Houston Chronicle

Delta hiring back agents to ease rush

- By Kelly Yamanouchi

ATLANTA — As customers face hourslong phone waits for customer service, Delta Air Lines has called some former reservatio­ns employees back to work on a temporary basis to help handle the load.

Delta’s reservatio­ns lines are overloaded as travelers return to the skies and seek to use credits from flights canceled early in the pandemic. That means some customers faced phone waits of more than five and a half hours on Tuesday, for example.

Atlanta-based Delta cut about 18,000 people from its staff of 90,000 as travel dropped 60 percent in 2020 due to COVID-19, and had more than 40,000 employees take voluntary unpaid leaves of absence last year.

Today, the company has about 75,000 employees, but some are still on leave. According to the most recent federal statistics, Delta had 65,659 employees working in April, including full-time and part-time workers. That’s down 27 percent from a year earlier.

The airline is now increasing its staffing levels as the summer travel season ramps up, bringing back hundreds of reservatio­ns agents who have worked for the airline in the past because they have the skills to quickly begin handling calls again.

Delta has already seen a strong recovery in domestic leisure travel this month, driving more queries from travelers.
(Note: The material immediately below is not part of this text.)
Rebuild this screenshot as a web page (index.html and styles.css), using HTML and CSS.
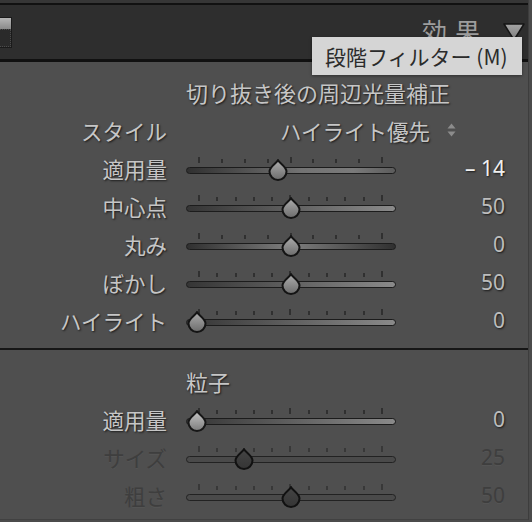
FILE: index.html
```html
<!DOCTYPE html>
<html lang="ja">
<head>
    <meta charset="UTF-8">
    <meta name="viewport" content="width=device-width, initial-scale=1.0">
    <title>効果</title>
    <link rel="stylesheet" href="styles.css">
</head>
<body>
    <!-- gradients shared by the thumbs and the collapse arrow -->
    <svg class="defs" width="0" height="0" aria-hidden="true">
        <defs>
            <linearGradient id="thumbFill" x1="0" y1="0" x2="0" y2="1">
                <stop offset="0" stop-color="#adadad"/>
                <stop offset="1" stop-color="#6c6c6c"/>
            </linearGradient>
            <linearGradient id="thumbOff" x1="0" y1="0" x2="0" y2="1">
                <stop offset="0" stop-color="#444"/>
                <stop offset="1" stop-color="#353535"/>
            </linearGradient>
            <linearGradient id="arrowFill" x1="0" y1="0" x2="0" y2="1">
                <stop offset="0" stop-color="#a5a5a5"/>
                <stop offset="1" stop-color="#7c7c7c"/>
            </linearGradient>
        </defs>
    </svg>

    <div class="panel">
        <div class="top-strip"></div>

        <!-- Header panel -->
        <div class="panel-header">
            <div class="switch"><span class="switch-on"></span><span class="switch-off"></span></div>
            <div class="header-right">
                <h2 class="panel-title">効果</h2>
                <svg class="collapse" width="22" height="18" viewBox="0 0 22 18">
                    <polygon points="1,1 21,1 11,17" fill="url(#arrowFill)" stroke="#151515" stroke-width="1.5" stroke-linejoin="round"/>
                </svg>
            </div>
        </div>

        <div class="tooltip">段階フィルター (M)</div>

        <!-- Vignette -->
        <section class="group group-vignette">
            <div class="group-title">切り抜き後の周辺光量補正</div>

            <div class="row">
                <span class="label">スタイル</span>
                <span class="select">ハイライト優先
                    <svg class="updown" width="9" height="16" viewBox="0 0 9 16">
                        <polygon points="0.5,6.5 8.5,6.5 4.5,1.5" fill="#8c8c8c"/>
                        <polygon points="0.5,9.5 8.5,9.5 4.5,14.5" fill="#8c8c8c"/>
                    </svg>
                </span>
            </div>

            <div class="row">
                <span class="label">適用量</span>
                <div class="slider">
                    <div class="ticks">
                        <i class="tall"></i><i></i><i></i><i></i><i class="tall"></i><i></i><i></i><i></i><i class="tall"></i>
                    </div>
                    <div class="track track-amount"></div>
                    <svg class="thumb" style="left: 81px" width="22" height="22" viewBox="0 0 22 22"><path d="M11 1.2C12.6 4.2 19.5 7.6 19.5 12.5A8.5 8.5 0 0 1 2.5 12.5C2.5 7.6 9.4 4.2 11 1.2Z"/></svg>
                </div>
                <span class="value value-active">– 14</span>
            </div>

            <div class="row">
                <span class="label">中心点</span>
                <div class="slider">
                    <div class="ticks">
                        <i class="tall"></i><i></i><i></i><i></i><i></i><i class="tall"></i><i></i><i></i><i></i><i></i><i class="tall"></i>
                    </div>
                    <div class="track"></div>
                    <svg class="thumb" style="left: 94px" width="22" height="22" viewBox="0 0 22 22"><path d="M11 1.2C12.6 4.2 19.5 7.6 19.5 12.5A8.5 8.5 0 0 1 2.5 12.5C2.5 7.6 9.4 4.2 11 1.2Z"/></svg>
                </div>
                <span class="value">50</span>
            </div>

            <div class="row">
                <span class="label">丸み</span>
                <div class="slider">
                    <div class="ticks">
                        <i class="tall"></i><i></i><i></i><i></i><i class="tall"></i><i></i><i></i><i></i><i class="tall"></i>
                    </div>
                    <div class="track track-round"></div>
                    <svg class="thumb" style="left: 94px" width="22" height="22" viewBox="0 0 22 22"><path d="M11 1.2C12.6 4.2 19.5 7.6 19.5 12.5A8.5 8.5 0 0 1 2.5 12.5C2.5 7.6 9.4 4.2 11 1.2Z"/></svg>
                </div>
                <span class="value">0</span>
            </div>

            <div class="row">
                <span class="label">ぼかし</span>
                <div class="slider">
                    <div class="ticks">
                        <i class="tall"></i><i></i><i></i><i></i><i></i><i class="tall"></i><i></i><i></i><i></i><i></i><i class="tall"></i>
                    </div>
                    <div class="track"></div>
                    <svg class="thumb" style="left: 94px" width="22" height="22" viewBox="0 0 22 22"><path d="M11 1.2C12.6 4.2 19.5 7.6 19.5 12.5A8.5 8.5 0 0 1 2.5 12.5C2.5 7.6 9.4 4.2 11 1.2Z"/></svg>
                </div>
                <span class="value">50</span>
            </div>

            <div class="row">
                <span class="label">ハイライト</span>
                <div class="slider">
                    <div class="ticks">
                        <i class="tall"></i><i></i><i></i><i></i><i></i><i class="tall"></i><i></i><i></i><i></i><i></i><i class="tall"></i>
                    </div>
                    <div class="track"></div>
                    <svg class="thumb" style="left: 0px" width="22" height="22" viewBox="0 0 22 22"><path d="M11 1.2C12.6 4.2 19.5 7.6 19.5 12.5A8.5 8.5 0 0 1 2.5 12.5C2.5 7.6 9.4 4.2 11 1.2Z"/></svg>
                </div>
                <span class="value">0</span>
            </div>
        </section>

        <div class="divider"></div>

        <!-- Grain -->
        <section class="group group-grain">
            <div class="group-title">粒子</div>

            <div class="row">
                <span class="label">適用量</span>
                <div class="slider">
                    <div class="ticks">
                        <i class="tall"></i><i></i><i></i><i></i><i></i><i class="tall"></i><i></i><i></i><i></i><i></i><i class="tall"></i>
                    </div>
                    <div class="track"></div>
                    <svg class="thumb thumb-light" style="left: 0px" width="22" height="22" viewBox="0 0 22 22"><path d="M11 1.2C12.6 4.2 19.5 7.6 19.5 12.5A8.5 8.5 0 0 1 2.5 12.5C2.5 7.6 9.4 4.2 11 1.2Z"/></svg>
                </div>
                <span class="value">0</span>
            </div>

            <div class="row row-off">
                <span class="label">サイズ</span>
                <div class="slider">
                    <div class="ticks">
                        <i class="tall"></i><i></i><i></i><i></i><i></i><i class="tall"></i><i></i><i></i><i></i><i></i><i class="tall"></i>
                    </div>
                    <div class="track"></div>
                    <svg class="thumb" style="left: 47px" width="22" height="22" viewBox="0 0 22 22"><path d="M11 1.2C12.6 4.2 19.5 7.6 19.5 12.5A8.5 8.5 0 0 1 2.5 12.5C2.5 7.6 9.4 4.2 11 1.2Z"/></svg>
                </div>
                <span class="value">25</span>
            </div>

            <div class="row row-off">
                <span class="label">粗さ</span>
                <div class="slider">
                    <div class="ticks">
                        <i class="tall"></i><i></i><i></i><i></i><i></i><i class="tall"></i><i></i><i></i><i></i><i></i><i class="tall"></i>
                    </div>
                    <div class="track"></div>
                    <svg class="thumb" style="left: 94px" width="22" height="22" viewBox="0 0 22 22"><path d="M11 1.2C12.6 4.2 19.5 7.6 19.5 12.5A8.5 8.5 0 0 1 2.5 12.5C2.5 7.6 9.4 4.2 11 1.2Z"/></svg>
                </div>
                <span class="value">50</span>
            </div>
        </section>
    </div>
</body>
</html>
```

FILE: styles.css
```css
/* Dasar */
body {
    margin: 0;
    background-color: #4b4b4b;
    font-family: "Noto Sans CJK JP", "Noto Sans", sans-serif;
    overflow: hidden;
}

.defs {
    position: absolute;
    width: 0;
    height: 0;
}

.panel {
    position: relative;
    width: 528px;
    border-right: 1px solid #3d3d3d;
    background-color: #4f4f4f;
}

.top-strip {
    height: 3px;
    background-color: #363636;
}

/* Header */
.panel-header {
    height: 54px;
    border-top: 2px solid #111;
    border-bottom: 3px solid #111;
    background-color: #2e2e2e;
    display: flex;
    align-items: center;
    justify-content: space-between;
    padding-right: 3px;
}

.switch {
    width: 11px;
    height: 29px;
    border: 1px solid #1a1a1a;
    border-left: none;
    display: flex;
    flex-direction: column;
}

.switch-on {
    height: 11px;
    background: linear-gradient(#b6b6b6, #8a8a8a);
}

.switch-off {
    flex: 1;
    background-color: #2a2a2a;
    border: 1px dotted #4c4c4c;
    border-left: none;
}

.header-right {
    display: flex;
    align-items: center;
}

.panel-title {
    margin: 0 15px 3px 0;
    font-size: 25px;
    font-weight: normal;
    line-height: 25px;
    letter-spacing: 8px;
    color: #9d9d9d;
}

.collapse {
    display: block;
}

/* Tooltip */
.tooltip {
    position: absolute;
    left: 312px;
    top: 37px;
    width: 197px;
    height: 38px;
    padding-left: 13px;
    line-height: 38px;
    font-size: 21px;
    color: #2b2b2b;
    background-color: #d5d5d5;
    box-shadow: 0 1px 3px rgba(0,0,0,0.4);
    white-space: nowrap;
    z-index: 2;
}

/* Groups */
.group-vignette {
    padding: 11px 0 9px;
}

.group-grain {
    padding: 12px 0 5px;
    border-bottom: 1px solid #414141;
}

.divider {
    height: 2px;
    background-color: #161616;
}

.group-title {
    height: 38px;
    line-height: 38px;
    padding-left: 186px;
    font-size: 22px;
    color: #c6c6c6;
    text-shadow: 1px 1px 2px rgba(0,0,0,0.7);
}

.row {
    display: grid;
    grid-template-columns: 167px 210px 90px;
    column-gap: 19px;
    height: 38px;
    align-items: center;
}

.label {
    text-align: right;
    font-size: 21.5px;
    color: #c6c6c6;
    text-shadow: 1px 1px 2px rgba(0,0,0,0.7);
    white-space: nowrap;
}

.select {
    grid-column: 2 / 4;
    padding-left: 94px;
    display: flex;
    align-items: center;
    font-size: 21.5px;
    color: #c6c6c6;
    text-shadow: 1px 1px 2px rgba(0,0,0,0.7);
}

.updown {
    margin-left: 17px;
}

.value {
    text-align: right;
    font-family: "Noto Sans", sans-serif;
    font-size: 21px;
    color: #bdbdbd;
    text-shadow: 1px 1px 2px rgba(0,0,0,0.7);
}

.value-active {
    color: #f0f0f0;
}

/* Slider */
.slider {
    position: relative;
    height: 22px;
    margin-top: 4px;
}

.ticks {
    height: 4px;
    display: flex;
    align-items: flex-end;
    justify-content: space-between;
    padding: 0 13px 0 12px;
}

.ticks i {
    width: 2px;
    height: 4px;
    background-color: #303030;
}

.ticks i.tall {
    height: 6px;
}

.track {
    margin-top: 4px;
    height: 7px;
    box-sizing: border-box;
    border: 1.5px solid #1c1c1c;
    border-radius: 4px;
    background: linear-gradient(to right, #353535, #8a8a8a);
}

.track-amount {
    background: linear-gradient(to right, #303030, #737373 55%, #7a7a7a 80%, #5c5c5c);
}

.track-round {
    background: linear-gradient(to right, #303030, #7e7e7e 50%, #303030);
}

.thumb {
    position: absolute;
    top: 0;
}

.thumb path {
    fill: url(#thumbFill);
    stroke: #141414;
    stroke-width: 2;
}

.thumb-light {
    filter: brightness(1.15);
}

/* Disabled rows */
.row-off .label,
.row-off .value {
    color: #3e3e3e;
    text-shadow: 0 1px 0 rgba(255,255,255,0.05);
}

.row-off .track {
    background: #4a4a4a;
    border-color: #222;
}

.row-off .ticks i {
    background-color: #383838;
}

.row-off .thumb path {
    fill: url(#thumbOff);
    stroke: #111;
}
```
The long waits mark a return to some of the frustratio­ns from last year, when travelers waited for hours to cancel flights and seek credits or refunds as the coronaviru­s spread.

The company in a written statement this week acknowledg­ed that “our wait times are not currently where we’d like them to be.”

The airline also plans to hire 1,300 new employees this year to help handle the workload.

Delta recommends customers first try using the airline’s online tools to rebook or change flights or find out about travel requiremen­ts.